It’s one thing to talk about it; it’s another to do it. Such was my posture this morning as I arose from beneath the covers. Yesterday’s talk about the beach was today’s reality. The two objectives – the beach and a swim in the sea – were at hand.
In humans, posture can provide a significant amount of important information through nonverbal communication. Psychological studies have also demonstrated the effects of body posture on emotions. This research can be traced back to Charles Darwin’s studies of emotion and movement in humans and animals. Currently, many studies have shown that certain patterns of body movements are indicative of specific emotions. Researchers studied sign language and found that even non-sign language users can determine emotions from only hand movements. Another example is the fact that anger is characterized by forward whole body movement. The theories that guide research in this field are the self-validation or perception theory and the embodied emotion theory.
I was interrupted in the pursuit of my deliberation. It was April 1st and my electronic calendar had a reminder to file tax documents from our financial advisor with the accountant. Though it sounds a simple task it required work and attention. Downloading the information was the first necessity. Then saving it to permit easy reference – basically making an adequate filing system. And finally exporting the material to the accountant’s portal. All of which required a deftness to “access” the original material, the filing cabinet and the portal, each with separate passwords. I am positive there was a more expedient way to have done it but I chose to proceed one step at a time (as is my wont) to preserve my composure and acuity in the process.
In the result my morning ambition – not to mention the car wash – was rendered aside by an unanticipated delay.
It was no long afterwards that I was back in gear, cutting up a Honey Crisp apple and spooning steel cut oats as though by rote. By 10:30 am I was headed to the bike rack, beach towel in hand.

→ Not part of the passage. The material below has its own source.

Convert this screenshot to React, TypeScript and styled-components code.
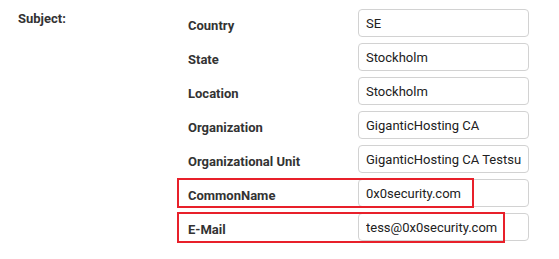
import React, {FC} from 'react'
import styled, {createGlobalStyle} from "styled-components";

const GlobalStyle = createGlobalStyle`
  body {
    margin: 0;
    background: #fff;
    font-family: Roboto, "Liberation Sans", sans-serif;
  }
`;

interface Field {
    label: string;
    value: string;
    mark?: {width: number; height: number};
}

const fields: Field[] = [
    {label: "Country", value: "SE"},
    {label: "State", value: "Stockholm"},
    {label: "Location", value: "Stockholm"},
    {label: "Organization", value: "GiganticHosting CA"},
    {label: "Organizational Unit", value: "GiganticHosting CA Testsuite"},
    {label: "CommonName", value: "0x0security.com", mark: {width: 297, height: 30}},
    {label: "E-Mail", value: "tess@0x0security.com", mark: {width: 328, height: 31}},
];

const FieldRow: FC<Field> = ({label, value, mark}) => (
    <Row>
        <Label>{label}</Label>
        <Input type="text" readOnly defaultValue={value}/>
        {mark && <Highlight $width={mark.width} $height={mark.height}/>}
    </Row>
)

export default function App() {
    return (
        <>
            <GlobalStyle/>
            <Page>
                <Title>Subject:</Title>
                <Fields>
                    {fields.map(f => <FieldRow key={f.label} {...f}/>)}
                </Fields>
            </Page>
        </>
    )
}

const Page = styled.div`
  display: flex;
  padding: 9px 0 0 18px;
  width: 559px;
  height: 259px;
  box-sizing: border-box;
`;

const Title = styled.div`
  width: 170px;
  padding-top: 2px;
  font-size: 13px;
  font-weight: 700;
  color: #333;
`;

const Fields = styled.div`
  display: flex;
  flex-direction: column;
  gap: 6px;
`;

const Row = styled.div`
  position: relative;
  display: grid;
  grid-template-columns: 170px 171px;
  align-items: center;
  height: 28px;
`;

const Label = styled.label`
  padding-top: 5px;
  font-size: 13px;
  font-weight: 700;
  color: #333;
`;

const Input = styled.input`
  box-sizing: border-box;
  height: 28px;
  width: 171px;
  padding: 0 7px;
  border: 1px solid #d2d2d2;
  border-radius: 4px;
  font-family: Roboto, "Liberation Sans", sans-serif;
  font-size: 13px;
  color: #212121;
  background: #fff;

  &:focus {
    outline: none;
  }
`;

const Highlight = styled.div<{$width: number; $height: number}>`
  position: absolute;
  left: -11px;
  top: -1px;
  width: ${p => p.$width}px;
  height: ${p => p.$height}px;
  box-sizing: border-box;
  border: 2px solid #e8202a;
  pointer-events: none;
`;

My cycling sojourn took me through the shaded pathway from Lighthouse Road to South Sea Pines Drive and finally Tower Beach. Tower Beach is precisely at the “toe” or southern end of Hilton Head Island. I mention this because the curved geography (adjacent Calibogue Sound) foments unique swirls and other characterisitics of the North Atlantic Ocean as the tides come crashing in towards Hilton Head Island and Daufuskie Island. Critically for me the depth of the sea deepens more precipitously here than along the northeastern boundary of the shore. Instead of having to walk out a considerable distance upon the ocean floor to get enough depth for swimming, the facility is within easy reach. There is however a noticeable undertow. I swam parallel the shoreline against the undertow and allowed it to propel me backwards in line with my bicyle nearby on the beach.
My dip into the sea was not instantaneous upon my arrival at the beach. I lingered close by the boardwalk against the dunes for an hour gathering the radiating heat. And gathering my chutzpah for the swim.
Even after my first swim I couldn’t resist laying on the beach again, this time further along the shore. I found a secluded area near the dunes and partially sheltered from the southwesterly wind which afforded a pleasant breeze but stirred up the powdered white sand. Indeed I was afterwards laden with particles of the powder.
In my second swim in the Ocean the waves were stronger. The water was clouded by the turbulence; it was impossible to see underwater. But the salinity soothed my sunburned skin and cleared my eyes.
The climax of today’s little event by the sea was the accomplishment of its simple purpose. Like most adventures the achievement is less a challenge than initially anticipated. Nonetheless getting past the obstruction is relieving. Nor was it only the temperature of the water. Making a production of sunbathing on the beach also required calculation. This is especially so at 73 years of age when most others would likely be otherwise inclined – though doing what I am uncertain.